SPECULOOOOOOOSSSSSS makes my life
Dessert, as always, was amazing. The toque de speculoos I ordered still vaguely confuses me – I was told a toque is like a chef's hat. Yes, it was shaped like a chef's hat, but I still don't know what it consisted of. Very nice though.
By the end of the meal, I was full but not too uncomfortably so, since all the portions were so small and there were long waits between courses. The red wine went down scarily well – the second time in my life I've actually enjoyed red wine, and after getting back home I suddenly remembered the first time wasn't very pleasant... I realised I'd probably had quite a lot of it when R, wife and hubby were all refusing more wine, wife shaking her head about how she's 'already had more than she usually has'. And that was when G emptied the bottle into my glass. Oh well... would be very rude not to, wouldn't it.

In the end I didn't have that much wine, but I felt quite hungover the next day, failing to sleep for three hours between the hours of 2am and 5am, and having a headache and feeling sick for the next day.

All worth it though, because of the awesomely fun posh French_fancy_restaurant_meal_with_posh_French_adults.
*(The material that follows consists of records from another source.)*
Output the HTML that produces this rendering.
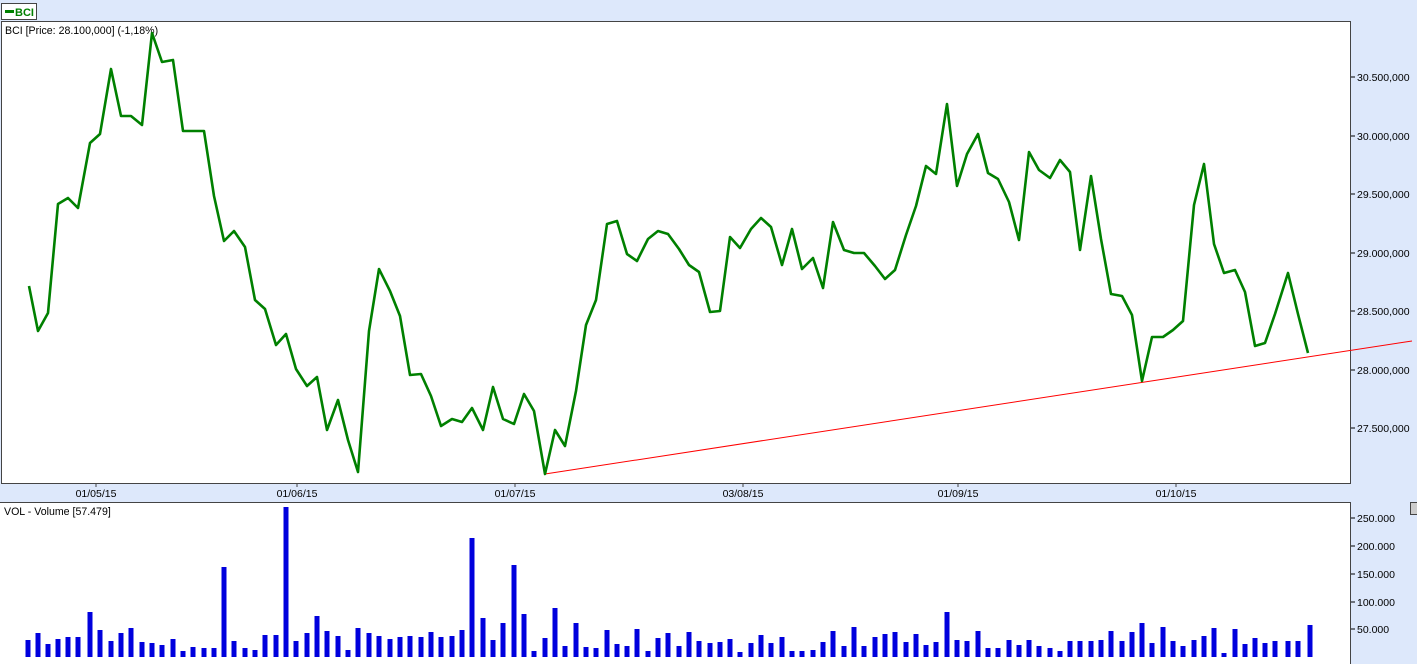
<!DOCTYPE html>
<html><head><style>
html,body{margin:0;padding:0;background:#dde8fb;}
svg{display:block;font-family:"Liberation Sans",sans-serif;}
</style></head><body>
<svg width="1417" height="664" xmlns="http://www.w3.org/2000/svg">
<rect width="1417" height="664" fill="#dde8fb"/>
<rect x="1.5" y="3.5" width="35" height="16" fill="#fff" stroke="#444"/>
<rect x="5" y="10" width="9" height="3" fill="#008000"/>
<text x="15" y="16" font-size="11" font-weight="bold" fill="#008000">BCI</text>
<rect x="1.5" y="21.5" width="1349" height="462" fill="#fff" stroke="#444"/>
<rect x="-1" y="502.5" width="1351.5" height="170" fill="#fff" stroke="#444"/>
<text x="5" y="34" font-size="10.6">BCI [Price: 28.100,000] (-1,18%)</text>
<text x="4" y="515" font-size="10.6">VOL - Volume [57.479]</text>
<g font-size="10.5" fill="#000">
<text x="1357" y="81">30.500,000</text><path d="M1351 77h4" stroke="#000"/>
<text x="1357" y="140">30.000,000</text><path d="M1351 136h4" stroke="#000"/>
<text x="1357" y="198">29.500,000</text><path d="M1351 194h4" stroke="#000"/>
<text x="1357" y="257">29.000,000</text><path d="M1351 253h4" stroke="#000"/>
<text x="1357" y="315">28.500,000</text><path d="M1351 311h4" stroke="#000"/>
<text x="1357" y="374">28.000,000</text><path d="M1351 370h4" stroke="#000"/>
<text x="1357" y="432">27.500,000</text><path d="M1351 428h4" stroke="#000"/>
<text x="1357" y="522">250.000</text><path d="M1351 518h4" stroke="#000"/>
<text x="1357" y="550">200.000</text><path d="M1351 546h4" stroke="#000"/>
<text x="1357" y="578">150.000</text><path d="M1351 574h4" stroke="#000"/>
<text x="1357" y="606">100.000</text><path d="M1351 602h4" stroke="#000"/>
<text x="1357" y="633">50.000</text><path d="M1351 629h4" stroke="#000"/>
</g>
<g font-size="10.5" text-anchor="middle">
<text x="96" y="497">01/05/15</text>
<text x="297" y="497">01/06/15</text>
<text x="515" y="497">01/07/15</text>
<text x="743" y="497">03/08/15</text>
<text x="958" y="497">01/09/15</text>
<text x="1176" y="497">01/10/15</text>
</g>
<path d="M96 483v4M297 483v4M515 483v4M743 483v4M958 483v4M1176 483v4" stroke="#444"/>
<rect x="1410.5" y="502.5" width="8" height="12" fill="#ccc" stroke="#444"/>
<line x1="545" y1="474" x2="1412" y2="341" stroke="#ff0000" stroke-width="1"/>
<polyline fill="none" stroke="#008000" stroke-width="2.6" stroke-linejoin="round" points="29,286 38,331 48,313 58,204 68,198 78,208 90,143 100,134 111,69 121,116 131,116 142,125 152,33 162,62 173,60 183,131 193,131 204,131 214,196 224,241 234,231 245,247 255,300 265,309 276,345 286,334 296,369 307,386 317,377 327,430 338,400 348,440 358,472 369,331 379,269 390,291 400,316 410,375 421,374 431,396 441,426 452,419 462,422 472,408 483,430 493,387 503,419 514,424 524,394 534,411 545,474 555,430 565,446 576,391 586,325 596,300 607,224 617,221 627,254 637,261 648,239 658,231 668,234 679,249 689,265 699,272 710,312 720,311 730,237 740,248 751,229 761,218 771,227 782,265 792,229 802,269 813,258 823,288 833,222 844,250 854,253 864,253 875,266 885,279 895,270 906,235 916,206 926,166 936,174 947,104 957,186 967,154 978,134 988,173 998,179 1009,202 1019,240 1029,152 1039,170 1050,178 1060,160 1070,172 1080,250 1091,176 1101,239 1111,294 1122,296 1132,315 1142,381 1152,337 1163,337 1173,330 1183,321 1194,205 1204,164 1214,244 1224,273 1235,270 1245,292 1255,346 1265,343 1275,314 1288,273 1298,314 1308,353"/>
<path stroke="#0000dd" stroke-width="5" fill="none" d="M28 657V640M38 657V633M48 657V644M58 657V639M68 657V637M78 657V637M90 657V612M100 657V630M111 657V641M121 657V633M131 657V628M142 657V642M152 657V643M162 657V645M173 657V639M183 657V651M193 657V647M204 657V648M214 657V648M224 657V567M234 657V641M245 657V648M255 657V650M265 657V635M276 657V635M286 657V507M296 657V641M307 657V633M317 657V616M327 657V631M338 657V636M348 657V650M358 657V628M369 657V633M379 657V636M390 657V639M400 657V637M410 657V636M421 657V637M431 657V632M441 657V637M452 657V636M462 657V630M472 657V538M483 657V618M493 657V640M503 657V623M514 657V565M524 657V614M534 657V651M545 657V638M555 657V608M565 657V646M576 657V623M586 657V647M596 657V648M607 657V630M617 657V644M627 657V646M637 657V629M648 657V651M658 657V638M668 657V633M679 657V646M689 657V632M699 657V641M710 657V643M720 657V642M730 657V639M740 657V652M751 657V643M761 657V635M771 657V643M782 657V637M792 657V651M802 657V651M813 657V650M823 657V642M833 657V631M844 657V646M854 657V627M864 657V646M875 657V637M885 657V634M895 657V632M906 657V642M916 657V634M926 657V645M936 657V642M947 657V612M957 657V640M967 657V641M978 657V631M988 657V648M998 657V648M1009 657V640M1019 657V645M1029 657V640M1039 657V646M1050 657V648M1060 657V651M1070 657V641M1080 657V641M1091 657V641M1101 657V640M1111 657V631M1122 657V641M1132 657V632M1142 657V623M1152 657V643M1163 657V627M1173 657V641M1183 657V646M1194 657V640M1204 657V636M1214 657V628M1224 657V653M1235 657V629M1245 657V644M1255 657V638M1265 657V643M1275 657V641M1288 657V641M1298 657V641M1310 657V625"/>
</svg>
</body></html>
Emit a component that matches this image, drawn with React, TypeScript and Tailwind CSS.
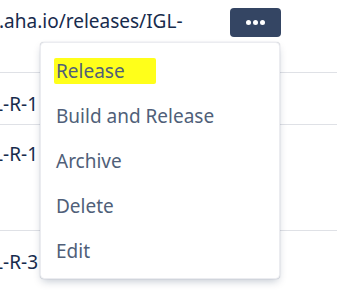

There is no point to this story, just thought I'd write about a cultural experience. :)

Good night!
Xxx
I think this is foie gras. Didn't have it.


1 comment:

  1. You follow in a good family tradition when you order food without knowing what it is. I've travelled often enough in countries where I'm not entirely familiar with the language, that I've ordered something and hoped for the best... But yes, do avoid tortured ducks and geese if you can.